FCFF calculation why use Int(1-T)

Hi

I have a question about FCFF calculation. Why add Interest(1-T) instead of interest for FCFF.

Let say EBIT= $1000, interest= = $100, tax rate = 30%

Then Net Income = (1000-100)-300=700

FCFF is by definition cash flow available for bondholders.

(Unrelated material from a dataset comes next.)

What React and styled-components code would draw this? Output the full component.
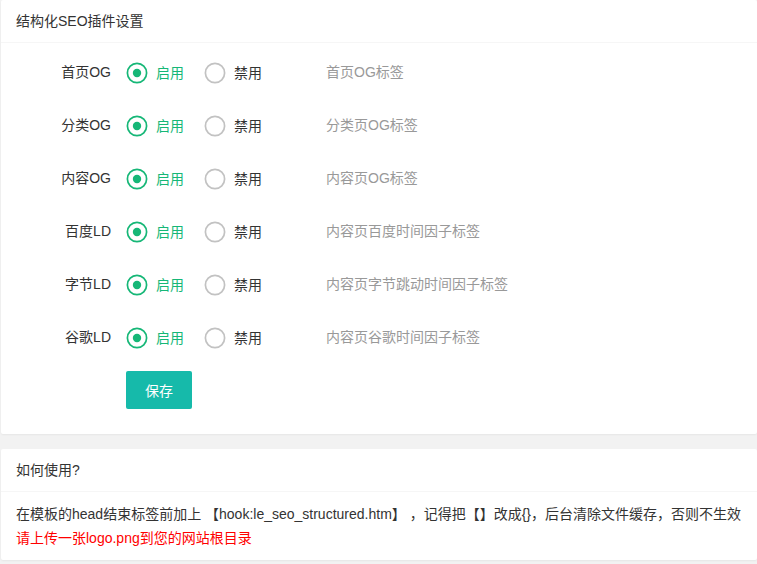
import React from "react";
import styled, { createGlobalStyle } from "styled-components";

const GlobalStyle = createGlobalStyle`
  html, body {
    margin: 0;
    padding: 0;
    background: #f2f2f2;
    font-family: "Liberation Sans", "Noto Sans CJK SC", Arial, sans-serif;
    font-size: 14px;
    color: #333;
  }
`;

const Page = styled.div`
  padding-left: 1px;
`;

const Card = styled.div`
  background: #fff;
  border-radius: 2px;
  box-shadow: 0 1px 2px 0 rgba(0, 0, 0, 0.05);
  margin-bottom: 15px;
`;

const CardHeader = styled.div`
  height: 42px;
  line-height: 42px;
  padding: 0 15px;
  border-bottom: 1px solid #f6f6f6;
  color: #333;
`;

const CardBody = styled.div`
  padding: 10px 15px;
  line-height: 24px;
`;

const FormItem = styled.div`
  display: flex;
  align-items: flex-start;
  margin-bottom: 15px;
`;

const Label = styled.label`
  width: 80px;
  padding: 9px 15px;
  line-height: 20px;
  text-align: right;
  flex-shrink: 0;
`;

const Inline = styled.div`
  display: flex;
  width: 190px;
  margin-right: 10px;
  flex-shrink: 0;
`;

const Radio = styled.div`
  display: flex;
  align-items: center;
  height: 28px;
  margin: 6px 10px 0 0;
  padding-right: 10px;
  cursor: pointer;
  color: ${(p) => (p.checked ? "#16b777" : "#333")};
  svg {
    margin-right: 8px;
  }
`;

const Aux = styled.div`
  padding: 9px 0;
  line-height: 20px;
  color: #999;
`;

const Button = styled.button`
  height: 38px;
  padding: 0 18px;
  margin-left: 110px;
  border: 1px solid transparent;
  border-radius: 2px;
  background: #16baaa;
  color: #fff;
  font-family: inherit;
  font-size: 14px;
`;

const Line = styled.div`
  white-space: nowrap;
  color: ${(p) => p.color || "#333"};
`;

const RadioIcon = ({ checked }) => (
  <svg width="22" height="22" viewBox="0 0 22 22">
    <circle
      cx="11"
      cy="11"
      r="9.6"
      fill="none"
      stroke={checked ? "#16b777" : "#c2c2c2"}
      strokeWidth="1.7"
    />
    {checked && <circle cx="11" cy="11" r="4.2" fill="#16b777" />}
  </svg>
);

const rows = [
  ["首页OG", "首页OG标签"],
  ["分类OG", "分类页OG标签"],
  ["内容OG", "内容页OG标签"],
  ["百度LD", "内容页百度时间因子标签"],
  ["字节LD", "内容页字节跳动时间因子标签"],
  ["谷歌LD", "内容页谷歌时间因子标签"],
];

export default function App() {
  return (
    <Page>
      <GlobalStyle />
      <Card>
        <CardHeader>结构化SEO插件设置</CardHeader>
        <CardBody>
          {rows.map(([label, aux]) => (
            <FormItem key={label}>
              <Label>{label}</Label>
              <Inline>
                <Radio checked>
                  <RadioIcon checked />
                  启用
                </Radio>
                <Radio>
                  <RadioIcon />
                  禁用
                </Radio>
              </Inline>
              <Aux>{aux}</Aux>
            </FormItem>
          ))}
          <FormItem>
            <Button>保存</Button>
          </FormItem>
        </CardBody>
      </Card>
      <Card>
        <CardHeader>如何使用?</CardHeader>
        <CardBody>
          <Line>
            在模板的head结束标签前加上 【hook:le_seo_structured.htm】 ，记得把【】改成{"{}"}，后台清除文件缓存，否则不生效
          </Line>
          <Line color="#ff0000">请上传一张logo.png到您的网站根目录</Line>
        </CardBody>
      </Card>
    </Page>
  );
}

Since 300 will be paid for tax, shouldn’t the available cash flow for bondholders equal 700+100=800 instead of 700+100(1-0.3)=770?

FCFF is by definition residual cash flow available for both bond and stock holders and tax decreases an interest burden given that an interest expense deducts tax base and reduces tax outflows, thus more cash is avail to firm.

You gotta start with the right Net Income:

  • EBIT = $1,000
  • Interest expense = $100
  • EBT = $900
  • Tax rate = 30%
  • Tax = $900(0.30) = $270
  • Net income = $900-$270 = $630

Or,

  • EBT = $900
  • Net income = $900(1-30%) = $900(0.70) = $630

Also, FCFF is cash not needed for operations, so therefore available to be distributed to both bondholders and equity investors.

Plugging and chugging (ignoring NCC, FCInv and WCInv):

  • FCFF = NI + Int(1-t)
  • FCFF = $630 + $100*0.70 = $630 + $70 = $700

But your real question is, Why Int(1-t) and not Int?

The reason is in the first bullets above, where deducting interest before calculating the taxes let you pay $30 less tax. So, pretend it’s a $30 refund from the tax authority. That fact that your business pays interest means:

  • Negative $100 interest
  • Positive $30 tax “refund” (actually just a conceptual tax shield)

Starting from NI, FCFF adds the negative $100 back in for the obvious reason you note (to show it’s available to be paid to bondholders). FCFF also subtracts the positive $30 “refund”. It nicely parallel. But the other reason is that WACC incorporates the tax shield.

  • Firm value = FCFF/(WACC-g)
  • For a firm funded half debt and half equity, WACC = 50%×(interest rate)(1-t) + 50%®

So you don’t want to count your tax shield twice.